> **Set exercise**
Your answer should consist solely of the lines from the one with "Write the React, TypeScript" through the one with "ChevronDown, ChevronRight, X", copied exactly, endpoints included.

> **Data for the task**
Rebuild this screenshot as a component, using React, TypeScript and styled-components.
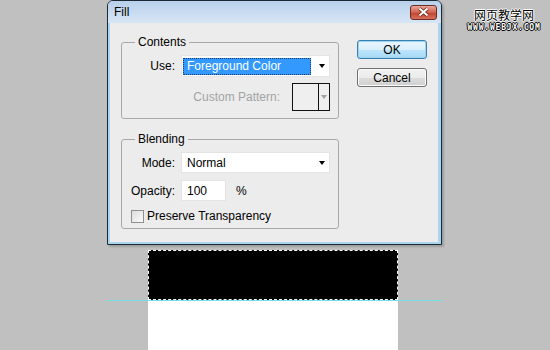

...

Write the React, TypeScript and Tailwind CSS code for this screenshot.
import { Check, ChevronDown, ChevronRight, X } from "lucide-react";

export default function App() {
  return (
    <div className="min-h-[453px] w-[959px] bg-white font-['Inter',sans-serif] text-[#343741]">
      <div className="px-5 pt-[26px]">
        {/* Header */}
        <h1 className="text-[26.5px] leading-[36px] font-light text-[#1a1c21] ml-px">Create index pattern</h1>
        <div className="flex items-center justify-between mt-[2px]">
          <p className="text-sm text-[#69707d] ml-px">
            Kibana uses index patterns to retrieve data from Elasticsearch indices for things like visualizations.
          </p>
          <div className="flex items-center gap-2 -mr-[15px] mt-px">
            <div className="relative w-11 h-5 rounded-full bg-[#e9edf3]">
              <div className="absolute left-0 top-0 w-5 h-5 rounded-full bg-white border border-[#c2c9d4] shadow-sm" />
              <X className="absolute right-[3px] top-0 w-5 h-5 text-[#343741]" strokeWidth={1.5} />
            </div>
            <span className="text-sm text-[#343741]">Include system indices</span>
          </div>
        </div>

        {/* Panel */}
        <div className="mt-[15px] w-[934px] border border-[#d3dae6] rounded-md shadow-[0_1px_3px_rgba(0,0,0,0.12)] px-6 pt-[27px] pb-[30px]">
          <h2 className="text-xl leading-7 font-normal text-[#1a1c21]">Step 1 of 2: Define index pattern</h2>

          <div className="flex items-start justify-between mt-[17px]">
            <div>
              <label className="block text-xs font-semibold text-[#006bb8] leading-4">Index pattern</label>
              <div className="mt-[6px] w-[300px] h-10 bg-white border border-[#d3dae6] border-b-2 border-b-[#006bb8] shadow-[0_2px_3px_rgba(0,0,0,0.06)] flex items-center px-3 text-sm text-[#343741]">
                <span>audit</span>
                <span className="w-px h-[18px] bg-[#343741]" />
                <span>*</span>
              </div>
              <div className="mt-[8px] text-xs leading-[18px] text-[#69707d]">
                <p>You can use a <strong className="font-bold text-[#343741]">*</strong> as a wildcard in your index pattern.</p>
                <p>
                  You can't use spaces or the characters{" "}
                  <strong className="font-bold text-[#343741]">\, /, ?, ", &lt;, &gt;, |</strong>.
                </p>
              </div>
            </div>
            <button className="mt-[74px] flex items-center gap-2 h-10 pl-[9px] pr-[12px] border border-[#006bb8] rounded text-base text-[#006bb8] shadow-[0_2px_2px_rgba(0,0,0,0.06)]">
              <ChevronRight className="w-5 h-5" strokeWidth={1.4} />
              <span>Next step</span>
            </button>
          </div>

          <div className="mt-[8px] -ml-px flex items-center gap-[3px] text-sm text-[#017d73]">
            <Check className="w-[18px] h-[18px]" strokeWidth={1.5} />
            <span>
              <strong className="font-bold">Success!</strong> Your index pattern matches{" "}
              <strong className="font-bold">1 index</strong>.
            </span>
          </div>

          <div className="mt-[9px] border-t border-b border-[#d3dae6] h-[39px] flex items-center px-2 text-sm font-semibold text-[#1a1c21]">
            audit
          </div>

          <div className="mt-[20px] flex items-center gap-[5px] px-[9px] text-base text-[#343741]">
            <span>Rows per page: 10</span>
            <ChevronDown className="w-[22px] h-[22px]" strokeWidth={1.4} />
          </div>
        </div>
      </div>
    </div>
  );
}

> **Output for this task**
Write the React, TypeScript and Tailwind CSS code for this screenshot.
import { Check, ChevronDown, ChevronRight, X } from "lucide-react";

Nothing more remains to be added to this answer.